Cambricon Technologies, the artificial intelligence chipmaker dubbed “China’s Nvidia”, tumbled on Thursday as investors took profit from one of the mainland’s most frenzied stock rallies this year.
Shares of the Shanghai-listed company sank as much as 16 per cent before closing 14.4 per cent lower at 1,202 yuan, the steepest single-day decline since January 16. The stock lost 84 billion yuan (US$11.8 billion) in market capitalisation.
The sharp sell-off also erased 6.9 per cent from the benchmark Star Market 50 Index, where Cambricon is the biggest constituent with a 15.4 per cent weighting.

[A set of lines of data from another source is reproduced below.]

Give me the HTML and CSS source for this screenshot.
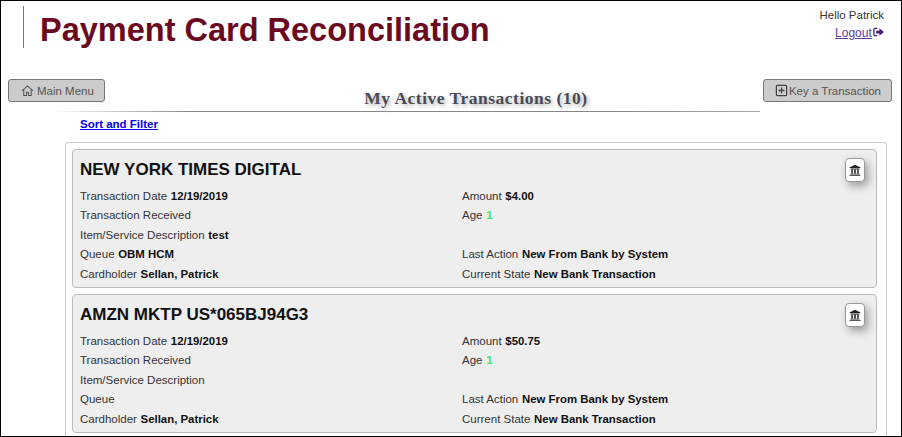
FILE: index.html
```html
<!DOCTYPE html>
<html lang="en">
<head>
    <meta charset="UTF-8">
    <title>Payment Card Reconciliation</title>
    <link rel="stylesheet" href="styles.css">
</head>
<body>
    <header class="page-header">
        <h1 class="app-title">Payment Card Reconciliation</h1>
        <div class="user-box">
            <div>Hello Patrick</div>
            <a class="logout" href="#">Logout</a>
            <svg class="logout-icon" viewBox="0 0 12 10"><path d="M4.500 1H2a1 1 0 0 0-1 1v6a1 1 0 0 0 1 1h2.500" fill="none" stroke="#4b1a7a" stroke-width="1.400"/><path d="M3.500 3.500H7V1l5 4-5 4V6.500H3.500z" fill="#4b1a7a"/></svg>
        </div>
    </header>

    <div class="toolbar">
        <button class="btn btn-menu">
            <svg class="btn-icon" viewBox="0 0 14 14"><path d="M1 7.500 7 2l6 5.500M3 6v6.500h3V9h2v3.500h3V6" fill="none" stroke="#555" stroke-width="1.100"/></svg>
            Main Menu
        </button>
        <h2 class="list-title">My Active Transactions (10)</h2>
        <button class="btn btn-key">
            <svg class="btn-icon" viewBox="0 0 14 14"><rect x="1.500" y="1.500" width="11" height="11" rx="1" fill="none" stroke="#444" stroke-width="1.300"/><path d="M7 3.800v6.400M3.800 7h6.400" stroke="#444" stroke-width="1.400"/></svg>
            Key a Transaction
        </button>
    </div>
    <div class="title-rule"></div>

    <a class="sort-link" href="#">Sort and Filter</a>

    <div class="list-box">
        <div class="card">
            <div class="card-head">
                <div class="card-title">NEW YORK TIMES DIGITAL</div>
                <button class="bank-btn">
                    <svg viewBox="0 0 12 12"><path d="M6 .8 11.500 3.400V4H.5v-.6zM1.500 4.600h9v.8h-9zM2.300 5.800h1.500v3.600H2.300zM5.200 5.800h1.600v3.600H5.200zM8.200 5.800h1.500v3.600H8.200zM1.300 9.800h9.400v.8H1.300zM.5 10.900h11v.9H.5z" fill="#222"/></svg>
                </button>
            </div>
            <div class="fields">
                <div>Transaction Date <b>12/19/2019</b></div>
                <div>Amount <b>$4.00</b></div>
                <div>Transaction Received</div>
                <div>Age <b class="age">1</b></div>
                <div>Item/Service Description <b>test</b></div>
                <div></div>
                <div>Queue <b>OBM HCM</b></div>
                <div>Last Action <b>New From Bank by System</b></div>
                <div>Cardholder <b>Sellan, Patrick</b></div>
                <div>Current State <b>New Bank Transaction</b></div>
            </div>
        </div>

        <div class="card">
            <div class="card-head">
                <div class="card-title">AMZN MKTP US*065BJ94G3</div>
                <button class="bank-btn">
                    <svg viewBox="0 0 12 12"><path d="M6 .8 11.500 3.400V4H.5v-.6zM1.500 4.600h9v.8h-9zM2.300 5.800h1.500v3.600H2.300zM5.200 5.800h1.600v3.600H5.200zM8.200 5.800h1.500v3.600H8.200zM1.300 9.800h9.400v.8H1.300zM.5 10.900h11v.9H.5z" fill="#222"/></svg>
                </button>
            </div>
            <div class="fields">
                <div>Transaction Date <b>12/19/2019</b></div>
                <div>Amount <b>$50.75</b></div>
                <div>Transaction Received</div>
                <div>Age <b class="age">1</b></div>
                <div>Item/Service Description</div>
                <div></div>
                <div>Queue</div>
                <div>Last Action <b>New From Bank by System</b></div>
                <div>Cardholder <b>Sellan, Patrick</b></div>
                <div>Current State <b>New Bank Transaction</b></div>
            </div>
        </div>
    </div>
</body>
</html>
```

FILE: styles.css
```css
* {
    margin: 0;
    padding: 0;
    box-sizing: border-box;
}

html, body {
    height: 100%;
    overflow: hidden;
}

body {
    background: #fff;
    color: #333;
    border: 1px solid #000;
    font-family: "Liberation Sans", Arial, sans-serif;
    font-size: 11.500px;
}

.page-header {
    display: flex;
    justify-content: space-between;
    height: 78px;
    padding: 5px 17px 0 22px;
}

.app-title {
    height: 42px;
    line-height: 48px;
    padding-left: 16px;
    border-left: 1px solid #777;
    color: #6b0a1f;
    font-size: 32.500px;
    font-weight: bold;
}

.user-box {
    padding-top: 1px;
    text-align: right;
    color: #333;
    line-height: 17px;
}

.logout {
    display: inline-block;
    margin-top: 1px;
    color: #5b3a9e;
    font-size: 12px;
}

.logout-icon {
    width: 11px;
    height: 10px;
    margin-left: -2px;
}

.toolbar {
    display: flex;
    align-items: flex-start;
    padding: 0 9px 0 7px;
}

.btn {
    display: flex;
    align-items: center;
    gap: 3px;
    height: 23px;
    padding: 0 10px 0 12px;
    background: #ccc;
    border: 1px solid #777;
    border-radius: 3px;
    color: #555;
    font-family: "Liberation Sans", Arial, sans-serif;
    font-size: 11.500px;
}

.btn-key {
    gap: 1px;
    padding: 0 10px 0 11px;
}

.btn-icon {
    width: 13px;
    height: 13px;
}

.list-title {
    flex: 1;
    padding: 9px 0 0 84px;
    text-align: center;
    color: #4a4a55;
    font-family: "Liberation Serif", Georgia, serif;
    font-size: 17.500px;
    font-weight: bold;
    letter-spacing: 0.5px;
    line-height: 20px;
    text-shadow: 2px 2px 4px #aaa;
}

.title-rule {
    width: 710px;
    height: 1px;
    margin: 3px 0 0 49px;
    background: linear-gradient(to right, #fff, #888 20%, #888 80%, #aaa);
}

.sort-link {
    display: block;
    margin: 6px 0 0 79px;
    color: #00e;
    font-size: 11.500px;
    font-weight: bold;
    line-height: 13px;
}

.list-box {
    display: flex;
    flex-direction: column;
    gap: 6px;
    width: 822px;
    height: 294px;
    margin: 11px 0 0 64px;
    padding: 6px 9px 0 6px;
    border: 1px solid #ccc;
    border-bottom: none;
    border-radius: 4px 4px 0 0;
}

.card {
    height: 139px;
    padding: 8px 11px 0 7px;
    background: #eee;
    border: 1px solid #bbb;
    border-radius: 4px;
}

.card-head {
    display: flex;
    justify-content: space-between;
    height: 28.500px;
}

.card-title {
    color: #111;
    font-size: 17px;
    font-weight: bold;
    line-height: 24px;
}

.bank-btn {
    display: flex;
    align-items: center;
    justify-content: center;
    width: 20px;
    height: 24px;
    background: #fff;
    border: 1px solid #999;
    border-radius: 4px;
    box-shadow: 3px 4px 8px rgba(0, 0, 0, 0.35);
}

.bank-btn svg {
    width: 12px;
    height: 12px;
}

.fields {
    display: grid;
    grid-template-columns: 382px 1fr;
    grid-auto-rows: 19.500px;
    line-height: 19.500px;
    color: #333;
}

.fields b {
    margin-left: 0.5px;
    color: #111;
    font-size: 11.400px;
}

.fields .age {
    color: #33ee66;
}
```
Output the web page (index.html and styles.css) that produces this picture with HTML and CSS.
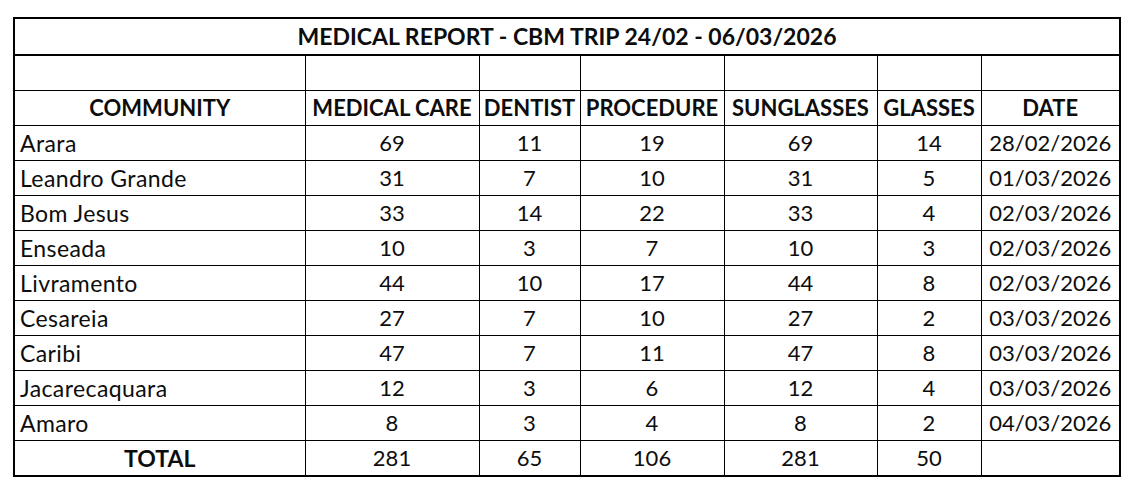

The plunge came two weeks after the company’s shares rose 11.6 per cent on August 25, replacing liquor distiller Kweichow Moutai as the most expensive stock in China. Despite the pullback, Cambricon is still up nearly 83 per cent this year, giving it a market value of 502.8 billion yuan.
The volatility reflects growing wariness that valuations for Chinese hardware and semiconductor firms have run too far ahead of fundamentals, even as Beijing champions AI and domestic chipmaking as strategic priorities.
“Cambricon’s sharp drop reflects market pressure to correct its lofty valuation,” said Dickie Wong, director of the Institute of Securities Dealers. “Despite a sharp gain in 2025, its price-earnings multiple is unsustainable, and a pullback was inevitable.”